> **SUPPLIED INFORMATION**:
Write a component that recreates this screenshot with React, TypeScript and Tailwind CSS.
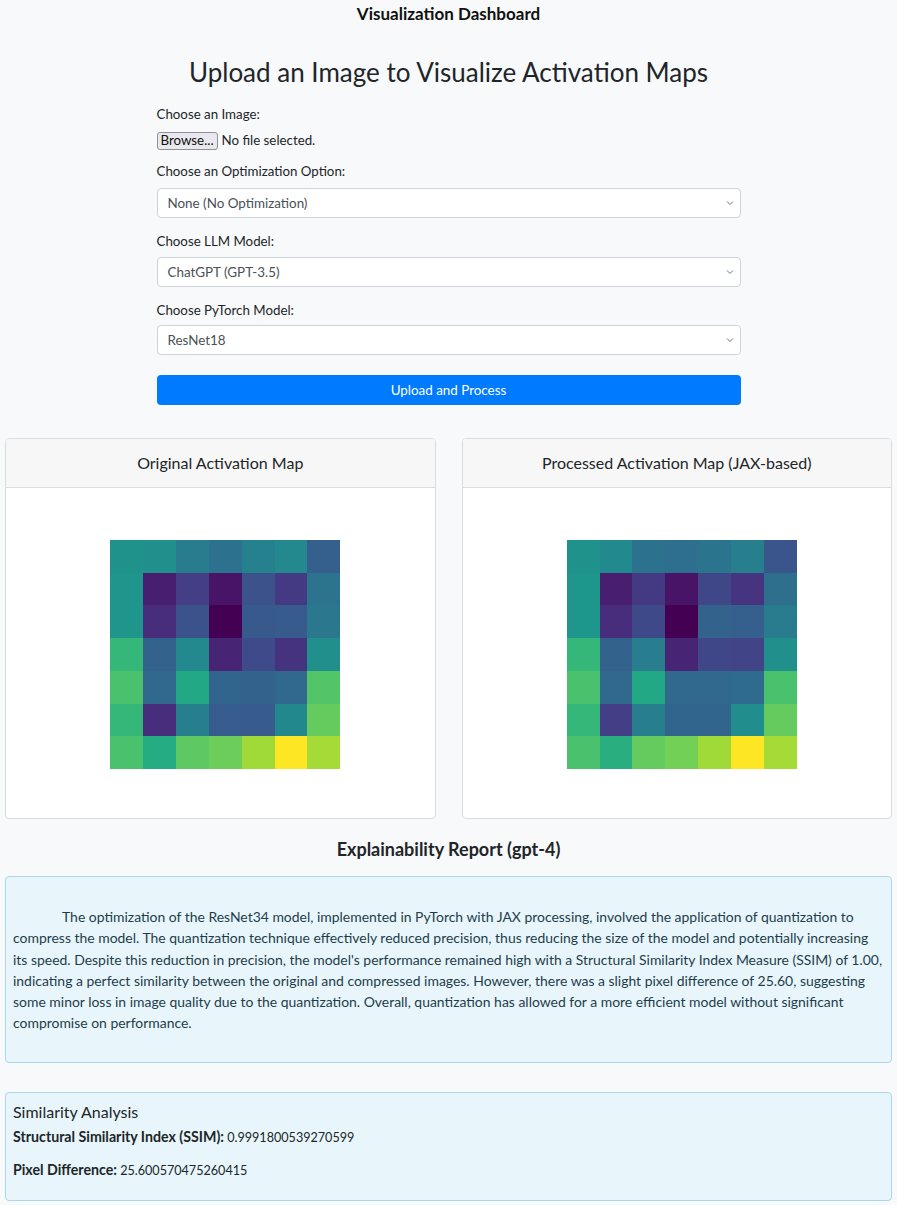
import React from "react";

const left: string[][] = [
  ["#20928c", "#21908d", "#297b8e", "#2c718e", "#26818e", "#23898e", "#355f8d"],
  ["#1f968b", "#481f70", "#433e85", "#481467", "#3b528b", "#443983", "#2c738e"],
  ["#1f968b", "#472d7b", "#3b528b", "#440154", "#38598c", "#375b8d", "#2a778e"],
  ["#35b779", "#33638d", "#23898e", "#482475", "#3e4a89", "#46337f", "#21908d"],
  ["#4ac16d", "#31688e", "#22a884", "#32658e", "#33638d", "#31688e", "#52c569"],
  ["#35b779", "#472d7b", "#277f8e", "#365d8d", "#375b8d", "#23888e", "#65cb5e"],
  ["#4ac16d", "#25ac82", "#5ec962", "#6ccd5a", "#a0da39", "#fde725", "#a5db36"],
];

const right: string[][] = [
  ["#20928c", "#22898e", "#2c728e", "#2e6e8e", "#2b748e", "#277f8e", "#3a548c"],
  ["#1f968b", "#481f70", "#443983", "#481467", "#3f4788", "#463480", "#2e6f8e"],
  ["#1f968b", "#472d7b", "#3e4989", "#440154", "#33638d", "#355f8d", "#287c8e"],
  ["#35b779", "#33638d", "#287d8e", "#482475", "#3f4788", "#414487", "#21908d"],
  ["#4ac16d", "#31688e", "#22a884", "#31688e", "#31688e", "#2f6b8e", "#4ac16d"],
  ["#35b779", "#433e85", "#277f8e", "#32658e", "#32658e", "#228d8d", "#65cb5e"],
  ["#4ac16d", "#29af7f", "#65cb5e", "#73d056", "#a0da39", "#fde725", "#a5db36"],
];

const font = { fontFamily: "Lato, 'Open Sans', sans-serif" };

function Heatmap({ data }: { data: string[][] }) {
  return (
    <div className="grid grid-cols-7 grid-rows-7 w-[230px] h-[229px]">
      {data.flat().map((c, i) => (
        <div key={i} style={{ backgroundColor: c }} />
      ))}
    </div>
  );
}

function Chevron() {
  return (
    <svg className="absolute right-[6px] top-1/2 -translate-y-1/2" width="8" height="6" viewBox="0 0 8 6" fill="none">
      <path d="M1 1.5 L4 4.5 L7 1.5" stroke="#6c757d" strokeWidth="1" />
    </svg>
  );
}

function Select({ value }: { value: string }) {
  return (
    <div className="relative h-[30px] w-full bg-white border border-[#ced4da] rounded-[4px] flex items-center pl-[10px] text-[13.4px] text-[#495057]">
      {value}
      <Chevron />
    </div>
  );
}

function Card({ title, data }: { title: string; data: string[][] }) {
  return (
    <div className="border border-[#dcdcdc] rounded-[4px] bg-white overflow-hidden">
      <div className="h-[49px] bg-[#f7f7f7] border-b border-[#dcdcdc] flex items-center justify-center text-[16px] text-[#212529]">
        {title}
      </div>
      <div className="h-[330px] flex justify-center pl-[10px] pt-[52px]">
        <Heatmap data={data} />
      </div>
    </div>
  );
}

export default function App() {
  return (
    <div className="min-h-[1205px] bg-[#f8f9fa] text-[#212529]" style={font}>
      <div className="h-[27px] flex items-center justify-center text-[17px] font-bold text-[#111]">
        Visualization Dashboard
      </div>
      <h2 className="text-center text-[26px] leading-[32px] mt-[29px] text-[#212529]">
        Upload an Image to Visualize Activation Maps
      </h2>
      <div className="w-[584px] mx-auto mt-[16px] text-[13.3px]">
        <div className="leading-[21px]">Choose an Image:</div>
        <div className="flex items-center mt-[7px] h-[18px] gap-[4px]">
          <div className="h-[18px] px-[3px] border border-[#8f8f9d] bg-[#e9e9ed] rounded-[3px] flex items-center text-[13.3px] text-[#111]">
            Browse...
          </div>
          <span className="text-[13.3px]">No file selected.</span>
        </div>
        <div className="leading-[21px] mt-[11px]">Choose an Optimization Option:</div>
        <div className="mt-[6px]"><Select value="None (No Optimization)" /></div>
        <div className="leading-[21px] mt-[13px]">Choose LLM Model:</div>
        <div className="mt-[5px]"><Select value="ChatGPT (GPT-3.5)" /></div>
        <div className="leading-[21px] mt-[13px]">Choose PyTorch Model:</div>
        <div className="mt-[4px]"><Select value="ResNet18" /></div>
        <div className="mt-[20px] h-[30px] bg-[#007bff] rounded-[4px] flex items-center justify-center text-white text-[13.4px]">
          Upload and Process
        </div>
      </div>
      <div className="grid grid-cols-2 gap-[26px] px-[5px] mt-[33px]">
        <Card title="Original Activation Map" data={left} />
        <Card title="Processed Activation Map (JAX-based)" data={right} />
      </div>
      <div className="text-center font-bold text-[18px] leading-[24px] mt-[18px] text-[#212529]">
        Explainability Report (gpt-4)
      </div>
      <div className="mx-[5px] mt-[15px] bg-[#e8f6fb] border border-[#aad8ea] rounded-[4px] pt-[29px] pb-[28px] px-[7px] text-[13.95px] leading-[21.3px] text-[#1e3d4c]">
        <p className="indent-[49px]">
          The optimization of the ResNet34 model, implemented in PyTorch with JAX processing, involved the application of quantization to compress the model. The quantization technique effectively reduced precision, thus reducing the size of the model and potentially increasing its speed. Despite this reduction in precision, the model's performance remained high with a Structural Similarity Index Measure (SSIM) of 1.00, indicating a perfect similarity between the original and compressed images. However, there was a slight pixel difference of 25.60, suggesting some minor loss in image quality due to the quantization. Overall, quantization has allowed for a more efficient model without significant compromise on performance.
        </p>
      </div>
      <div className="mx-[5px] mt-[29px] bg-[#e8f6fb] border border-[#aad8ea] rounded-[4px] px-[7px] pt-[8px] pb-[19px] text-[#212529]">
        <div className="text-[16px] leading-[22px]">Similarity Analysis</div>
        <div className="text-[12.6px] leading-[20px] mt-[4px]">
          <span className="font-bold text-[14.2px]">Structural Similarity Index (SSIM):</span> 0.9991800539270599
        </div>
        <div className="text-[12.6px] leading-[20px] mt-[12px]">
          <span className="font-bold text-[14.2px]">Pixel Difference:</span> 25.600570475260415
        </div>
      </div>
    </div>
  );
}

> **STATED GOAL**: Word for word, quote the full listing, omitting every picture.

> **THE REPLY**:
Write a component that recreates this screenshot with React, TypeScript and Tailwind CSS.
import React from "react";

const left: string[][] = [
  ["#20928c", "#21908d", "#297b8e", "#2c718e", "#26818e", "#23898e", "#355f8d"],
  ["#1f968b", "#481f70", "#433e85", "#481467", "#3b528b", "#443983", "#2c738e"],
  ["#1f968b", "#472d7b", "#3b528b", "#440154", "#38598c", "#375b8d", "#2a778e"],
  ["#35b779", "#33638d", "#23898e", "#482475", "#3e4a89", "#46337f", "#21908d"],
  ["#4ac16d", "#31688e", "#22a884", "#32658e", "#33638d", "#31688e", "#52c569"],
  ["#35b779", "#472d7b", "#277f8e", "#365d8d", "#375b8d", "#23888e", "#65cb5e"],
  ["#4ac16d", "#25ac82", "#5ec962", "#6ccd5a", "#a0da39", "#fde725", "#a5db36"],
];

const right: string[][] = [
  ["#20928c", "#22898e", "#2c728e", "#2e6e8e", "#2b748e", "#277f8e", "#3a548c"],
  ["#1f968b", "#481f70", "#443983", "#481467", "#3f4788", "#463480", "#2e6f8e"],
  ["#1f968b", "#472d7b", "#3e4989", "#440154", "#33638d", "#355f8d", "#287c8e"],
  ["#35b779", "#33638d", "#287d8e", "#482475", "#3f4788", "#414487", "#21908d"],
  ["#4ac16d", "#31688e", "#22a884", "#31688e", "#31688e", "#2f6b8e", "#4ac16d"],
  ["#35b779", "#433e85", "#277f8e", "#32658e", "#32658e", "#228d8d", "#65cb5e"],
  ["#4ac16d", "#29af7f", "#65cb5e", "#73d056", "#a0da39", "#fde725", "#a5db36"],
];

const font = { fontFamily: "Lato, 'Open Sans', sans-serif" };

function Heatmap({ data }: { data: string[][] }) {
  return (
    <div className="grid grid-cols-7 grid-rows-7 w-[230px] h-[229px]">
      {data.flat().map((c, i) => (
        <div key={i} style={{ backgroundColor: c }} />
      ))}
    </div>
  );
}

function Chevron() {
  return (
    <svg className="absolute right-[6px] top-1/2 -translate-y-1/2" width="8" height="6" viewBox="0 0 8 6" fill="none">
      <path d="M1 1.5 L4 4.5 L7 1.5" stroke="#6c757d" strokeWidth="1" />
    </svg>
  );
}

function Select({ value }: { value: string }) {
  return (
    <div className="relative h-[30px] w-full bg-white border border-[#ced4da] rounded-[4px] flex items-center pl-[10px] text-[13.4px] text-[#495057]">
      {value}
      <Chevron />
    </div>
  );
}

function Card({ title, data }: { title: string; data: string[][] }) {
  return (
    <div className="border border-[#dcdcdc] rounded-[4px] bg-white overflow-hidden">
      <div className="h-[49px] bg-[#f7f7f7] border-b border-[#dcdcdc] flex items-center justify-center text-[16px] text-[#212529]">
        {title}
      </div>
      <div className="h-[330px] flex justify-center pl-[10px] pt-[52px]">
        <Heatmap data={data} />
      </div>
    </div>
  );
}

export default function App() {
  return (
    <div className="min-h-[1205px] bg-[#f8f9fa] text-[#212529]" style={font}>
      <div className="h-[27px] flex items-center justify-center text-[17px] font-bold text-[#111]">
        Visualization Dashboard
      </div>
      <h2 className="text-center text-[26px] leading-[32px] mt-[29px] text-[#212529]">
        Upload an Image to Visualize Activation Maps
      </h2>
      <div className="w-[584px] mx-auto mt-[16px] text-[13.3px]">
        <div className="leading-[21px]">Choose an Image:</div>
        <div className="flex items-center mt-[7px] h-[18px] gap-[4px]">
          <div className="h-[18px] px-[3px] border border-[#8f8f9d] bg-[#e9e9ed] rounded-[3px] flex items-center text-[13.3px] text-[#111]">
            Browse...
          </div>
          <span className="text-[13.3px]">No file selected.</span>
        </div>
        <div className="leading-[21px] mt-[11px]">Choose an Optimization Option:</div>
        <div className="mt-[6px]"><Select value="None (No Optimization)" /></div>
        <div className="leading-[21px] mt-[13px]">Choose LLM Model:</div>
        <div className="mt-[5px]"><Select value="ChatGPT (GPT-3.5)" /></div>
        <div className="leading-[21px] mt-[13px]">Choose PyTorch Model:</div>
        <div className="mt-[4px]"><Select value="ResNet18" /></div>
        <div className="mt-[20px] h-[30px] bg-[#007bff] rounded-[4px] flex items-center justify-center text-white text-[13.4px]">
          Upload and Process
        </div>
      </div>
      <div className="grid grid-cols-2 gap-[26px] px-[5px] mt-[33px]">
        <Card title="Original Activation Map" data={left} />
        <Card title="Processed Activation Map (JAX-based)" data={right} />
      </div>
      <div className="text-center font-bold text-[18px] leading-[24px] mt-[18px] text-[#212529]">
        Explainability Report (gpt-4)
      </div>
      <div className="mx-[5px] mt-[15px] bg-[#e8f6fb] border border-[#aad8ea] rounded-[4px] pt-[29px] pb-[28px] px-[7px] text-[13.95px] leading-[21.3px] text-[#1e3d4c]">
        <p className="indent-[49px]">
          The optimization of the ResNet34 model, implemented in PyTorch with JAX processing, involved the application of quantization to compress the model. The quantization technique effectively reduced precision, thus reducing the size of the model and potentially increasing its speed. Despite this reduction in precision, the model's performance remained high with a Structural Similarity Index Measure (SSIM) of 1.00, indicating a perfect similarity between the original and compressed images. However, there was a slight pixel difference of 25.60, suggesting some minor loss in image quality due to the quantization. Overall, quantization has allowed for a more efficient model without significant compromise on performance.
        </p>
      </div>
      <div className="mx-[5px] mt-[29px] bg-[#e8f6fb] border border-[#aad8ea] rounded-[4px] px-[7px] pt-[8px] pb-[19px] text-[#212529]">
        <div className="text-[16px] leading-[22px]">Similarity Analysis</div>
        <div className="text-[12.6px] leading-[20px] mt-[4px]">
          <span className="font-bold text-[14.2px]">Structural Similarity Index (SSIM):</span> 0.9991800539270599
        </div>
        <div className="text-[12.6px] leading-[20px] mt-[12px]">
          <span className="font-bold text-[14.2px]">Pixel Difference:</span> 25.600570475260415
        </div>
      </div>
    </div>
  );
}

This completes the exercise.